The preamble to the proposed regulations indicates that Treasury and the IRS continue to study issues relating to the General Utilities repeal presented by other transactions involving the separation of nonbusiness assets from business assets, and are considering issuing guidance under section 337(d) to address these issues. In addition, the preamble states that Treasury and the IRS continue to study the active trade or business issues in the proposed regulations. Thus, it is possible that Treasury and the IRS may issue additional rules in this area.
Overall the proposed regulations seem to provide welcome clarity to the device requirement without upsetting the long-standing framework of the device regulations. However, with respect to the minimum ATB requirement, while a de minimis rule may be appropriate, a five percent threshold may be too high, and a lower threshold should be considered. If a percentage as high as five percent is desired, there should be a way for taxpayers to prove that their ATB is not de minimis, similar to the IRS’s prior ruling guidelines.

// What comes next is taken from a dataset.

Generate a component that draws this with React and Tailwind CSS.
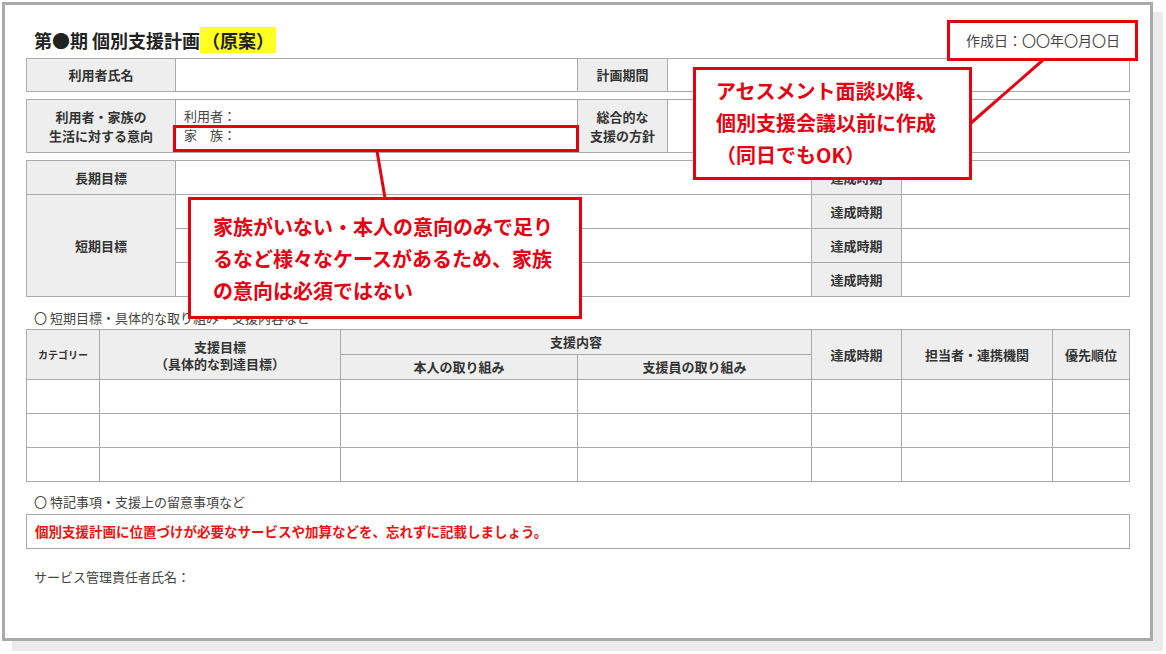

The proposed regulations also place a lot of pressure on the valuation of business and nonbusiness assets. Although the existing regulations require some valuation, the addition of rules requiring specific thresholds or ranges increases the need for accurate valuations and, therefore, the burden of complying with the regulations.
The preamble to the proposed regulations requests comments on a number of issues. Taxpayers may wish to consider the impact of the specific provisions and provide input on these issues for development of the final regulations, including the specific thresholds and the additional burden imposed by value-based rules.